From: ekkehard.horner on
Pegasus [MVP] schrieb:
> "ekkehard.horner" <ekkehard.horner(a)arcor.de> wrote in message
> news:4aa69868$0$31873$9b4e6d93(a)newsspool3.arcor-online.net...
>> Pegasus [MVP] schrieb:
>> [...]
>>> This is getting a little confusing. A CSV is by definition a text file.
>>> It has a CRLF at the end of each line, that's all.
>> [...]
>> A .CSV file may have embedded in line endings in (properly delimited)
>> text fields. All Microsoft applications and tools can process such a
>> file without any problem.
>
> And what might this "in line ending" be?
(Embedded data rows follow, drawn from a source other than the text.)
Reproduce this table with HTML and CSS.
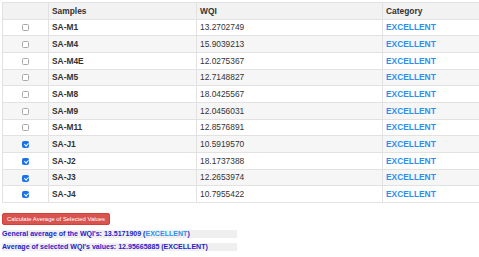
FILE: index.html
```html
<!DOCTYPE html>
<html>
<head>
<meta charset="utf-8">
<link rel="stylesheet" href="styles.css">
</head>
<body>
<div class="page">
  <table class="samples">
    <colgroup>
      <col class="c-check">
      <col class="c-name">
      <col class="c-wqi">
      <col class="c-cat">
    </colgroup>
    <tbody>
      <tr class="head"><th></th><th>Samples</th><th>WQI</th><th>Category</th></tr>
      <tr><td class="chk"><input type="checkbox"></td><td class="name">SA-M1</td><td>13.2702749</td><td class="cat">EXCELLENT</td></tr>
      <tr><td class="chk"><input type="checkbox"></td><td class="name">SA-M4</td><td>15.9039213</td><td class="cat">EXCELLENT</td></tr>
      <tr><td class="chk"><input type="checkbox"></td><td class="name">SA-M4E</td><td>12.0275367</td><td class="cat">EXCELLENT</td></tr>
      <tr><td class="chk"><input type="checkbox"></td><td class="name">SA-M5</td><td>12.7148827</td><td class="cat">EXCELLENT</td></tr>
      <tr><td class="chk"><input type="checkbox"></td><td class="name">SA-M8</td><td>18.0425567</td><td class="cat">EXCELLENT</td></tr>
      <tr><td class="chk"><input type="checkbox"></td><td class="name">SA-M9</td><td>12.0456031</td><td class="cat">EXCELLENT</td></tr>
      <tr><td class="chk"><input type="checkbox"></td><td class="name">SA-M11</td><td>12.8576891</td><td class="cat">EXCELLENT</td></tr>
      <tr><td class="chk"><input type="checkbox" checked></td><td class="name">SA-J1</td><td>10.5919570</td><td class="cat">EXCELLENT</td></tr>
      <tr><td class="chk"><input type="checkbox" checked></td><td class="name">SA-J2</td><td>18.1737388</td><td class="cat">EXCELLENT</td></tr>
      <tr><td class="chk"><input type="checkbox" checked></td><td class="name">SA-J3</td><td>12.2653974</td><td class="cat">EXCELLENT</td></tr>
      <tr><td class="chk"><input type="checkbox" checked></td><td class="name">SA-J4</td><td>10.7955422</td><td class="cat">EXCELLENT</td></tr>
    </tbody>
  </table>
  <button class="calc" type="button">Calculate Average of Selected Values</button>
  <div class="result">General average of the WQI's: 13.5171909 (<span class="light">EXCELLENT</span>)</div>
  <div class="result">Average of selected WQI's values: 12.95665885 (EXCELLENT)</div>
</div>
</body>
</html>
```
FILE: styles.css
```css
html, body {
  margin: 0;
  padding: 0;
  background: #ffffff;
}
.page {
  padding: 2px 0 0 2px;
  font-family: "Liberation Sans", Arial, sans-serif;
  color: #333333;
}
.samples {
  border-collapse: collapse;
  table-layout: fixed;
  width: 479px;
  font-size: 8.4px;
}
.c-check { width: 46px; }
.c-name { width: 148px; }
.c-wqi { width: 186px; }
.c-cat { width: 99px; }
.samples th,
.samples td {
  border: 1px solid #e2e2e2;
  padding: 2.5px 3px;
  line-height: 10.67px;
  height: 10.67px;
  text-align: left;
  vertical-align: middle;
  white-space: nowrap;
}
.samples th {
  font-weight: bold;
  color: #333333;
}
.samples tr:nth-child(odd) {
  background: #f6f6f6;
}
.samples tr.head {
  background: #f2f2f2;
}
.samples td.chk {
  text-align: center;
  padding: 0;
}
.samples td.chk input {
  -webkit-appearance: none;
  appearance: none;
  position: relative;
  box-sizing: border-box;
  width: 7px;
  height: 7px;
  margin: 0;
  vertical-align: middle;
  border: 1px solid #a8a8a8;
  border-radius: 1.5px;
  background: #ffffff;
}
.samples td.chk input:checked {
  background: #1a73e8;
  border-color: #1a73e8;
}
.samples td.chk input:checked::after {
  content: "";
  position: absolute;
  left: 1.5px;
  top: 0px;
  width: 1.5px;
  height: 3px;
  border: solid #ffffff;
  border-width: 0 1px 1px 0;
  transform: rotate(45deg);
}
.samples td.name {
  font-weight: bold;
}
.samples td.cat {
  font-weight: bold;
  color: #2b8ff0;
}
.calc {
  display: block;
  margin: 10px 0 0 0;
  padding: 1.5px 4px;
  font-family: "Liberation Sans", Arial, sans-serif;
  font-size: 5.9px;
  line-height: 7px;
  color: #ffffff;
  background: #d9534f;
  border: 1px solid #d43f3a;
  border-radius: 2px;
}
.result {
  width: 235px;
  margin-top: 5px;
  background: #efefef;
  color: #1f22cc;
  font-weight: bold;
  font-size: 7.05px;
  line-height: 8px;
}
.result .light {
  color: #2f8ff0;
}
```
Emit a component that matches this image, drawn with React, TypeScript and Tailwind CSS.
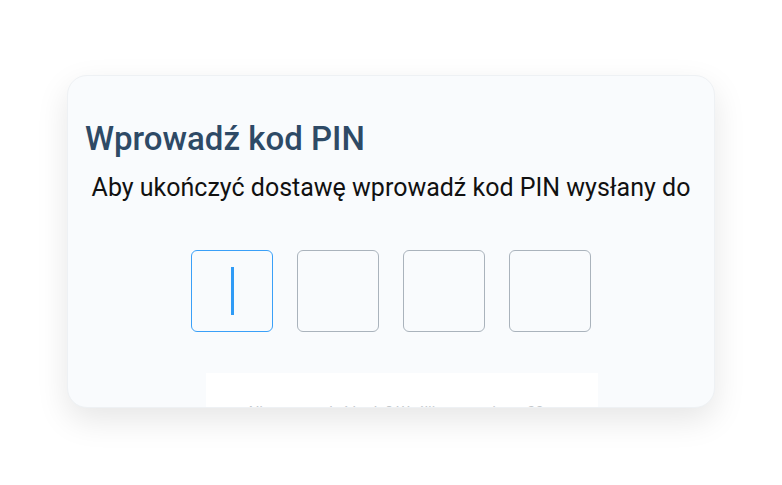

The OP seems a little reluctant
> post it.
>
>
It may well be vbCrLf as a dump of my demo file shows:

00000000h: 22 49 64 22 3B 22 4E 61 6D 65 22 3B 22 52 65 6D ; "Id";"Name";"Rem
00000010h: 61 72 6B 22 3B 22 54 61 69 6C 22 0D 0A 31 3B 22 ; ark";"Tail"..1;"
00000020h: 41 6C 70 68 61 22 3B 22 72 65 6D 31 0D 0A 72 65 ; Alpha";"rem1..re
00000030h: 6D 32 22 3B 34 37 31 31 0D 0A 32 3B 22 42 65 74 ; m2";4711..2;"Bet
00000040h: 61 22 3B 22 72 65 6D 33 0D 0A 72 65 6D 34 22 3B ; a";"rem3..rem4";
00000050h: 34 37 31 32 0D 0A ; 4712..

Just to be sure, I changed

sSQL = "INSERT INTO [" & sTFName & "] VALUES ( 1, 'Alpha', '" & Join( Array( "rem1",
"rem2" ), vbCrLf ) & "', 4711 )"

to

sSQL = "INSERT INTO [" & sTFName & "] VALUES ( 1, 'Alpha', '" & Join( Array( "rem1",
"rem2" ), vbLf ) & "', 4711 )"

in my demo script - no problems at all.